The economic system of cryptocurrency has different types of coins; these alt-coins are exchanged, traded or used as a means of transaction – which means they function as money only that they are digital or virtual. One of such is the coin Ethereum also called Ether. Ethereum is mostly used in two capacities, firstly, as a means of transaction; and secondly, it functions as a system of blockchain. Ether is the currency or better still ‘the cryptocurrency’ while Ethereum is the system on which it is generated.
In 2014, it was created by a team of people led by Vitalik Buterin – a Russian-Canadian programmer and researcher of cryptocurrency. It was then released to the public on the 30th of July 2015. Buterin and his team were able to create it with funds generated from a crowd sale in which Ether was on sale and was being bought with Bitcoins.
In 2017, the value of Ether was almost $1500 however, in 2018 it plummeted to $200. Just like other types of digital currency, there are factors that influence its price. Keep reading to learn more about some of these factors.
1. Competition
In any economic system, competition is a healthy way to grow and increase the market; however, it also affects the value and price of every other commodity. The rate at which this digital cash market is growing means that there are new currencies being released every other month. This, in turn, means that every other type of Bitcoin on the market is at risk of having a reduction in its number of users.
When Ethereum was released, Bitcoin controlled all the coins in the market. They were the only coins that could be traded with, and their control was so strong that the makers of Ethereum had to sell Ether with Bitcoin. But with the emergence of Ethereum, everything changed. Since its inception, other types of cryptocurrency have sprung up and just as Ether provided competition to Bitcoin, the same way these new coins are competing for market space and affecting their value.
2. Cryptocurrency Exchange Structure
Cryptocurrency is still in its nascent stage with less than twenty years in existence. There is no solid historic exchange structure for the system which makes the market not very stable. This uncertainty can trigger a price change in every crypto coin that is currently in circulation. Despite this apparent volatility, the exchange of this currency still continues in the midst of complete uncertainty. With relatively new currencies like Ether, customers may not be completely familiar with how they work. This affects Ether’s exchange speed and value as the lack of knowledge could potentially cause customers to flee and in turn cripple the value of Ether.
3. Government Regulation
Bitcoin was not created under the power of any country’s government, but this has not stopped governmental bodies from trying to regulate the use of cryptocurrency. This has been the case in Asian countries. This attempt at regulation will definitely affect the value of the coins that are used in the market of Bitcoin.

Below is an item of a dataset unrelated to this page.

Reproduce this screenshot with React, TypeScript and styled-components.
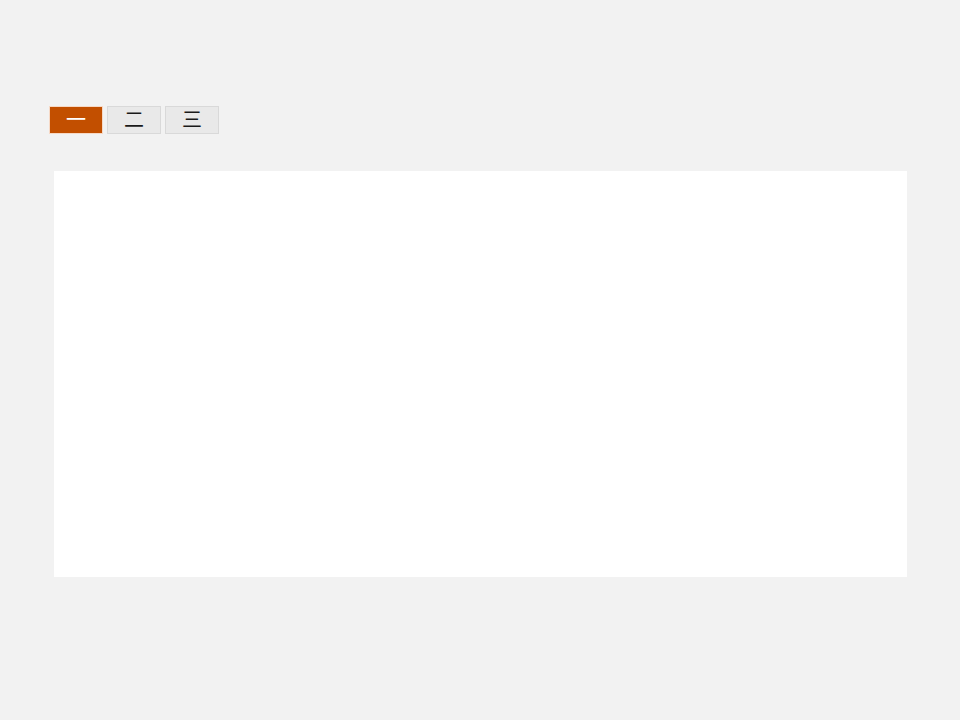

In the past, Japan, fearing that Bitcoin was used to fund terrorism, decided that all actions involving cryptocurrency in the country were to come to a halt. This caused a decline in the value of all currencies under Bitcoin. When this incident occurred, Ether was not yet in use. However, if this was to occur today, Ether currency will most likely lose value and experience a drop in price.
4. Supply and Demand
Markets thrive on the power of supply and demand. In a scenario where demand trumps supply, prices are hiked. Likewise, if there is a surplus in supply without the equivalent demand, prices plunge. This law is operative in the cryptocurrency marketplace. If the demand for Ethereum surpasses its supply, there will be an increase in the prices of the few that are available. In 2018 the supply of Ethereum crossed the 100 millionth mark, making 100 million Ethers available for purchase and this has raised the fears of people who already have Ethereum wallets. Such a high supply would not help the price of Ethers as prices only increase in the face of scarcity.
5. Features of Ethereum
It has been mentioned earlier that Ethereum does not only function as digital cash but has a set of features that set it apart from Bitcoin and other cryptocurrencies. These unique features have the power to increase or decrease Ethereum prices – it all depends on how these extra features are accepted or used by buyers of Bitcoin.
6. Mining
Cryptocurrency functions just like gold in a lot of ways – they can both be used in substitute of real money, and they are both acquired by ‘mining’. Yes, you read right, mining. However, the methods of mining are vastly different as gold is mined physically while Ethereum is mined digitally. This explains the large number of techies on cryptocurrency platforms. Digital money is mined by solving complex mathematical solutions – you would have to solve mathematical equations to unlock a certain amount of virtual cash and the same applies to Ether. To cause a hike in Ether, miners can hoard the currency they have and induce a scarcity and the same applies vice versa.
7. The Media
The news is very influential in the value and price of Ethereum, and it does not necessarily have to be restricted to news from the media. Word of mouth also qualifies as news. If the talk about Ether in a particular time period or place does not speak well of this virtual currency, then prices would be affected negatively. The opposite is true if the general news does speak well of the digital currency.
8. Trends
The way news influences the decision to buy or refrain from purchasing Ethereum is the same way Bitcoin trends affect the price of Ether. In cryptocurrency circles, there are periods where certain currencies are hot in the market. As a buyer you can choose to go with the trends and purchase Ether, but keep in mind that with the trend comes a change in price as prices may either increase or drop, depending on how available Ethereum is at the time of purchase.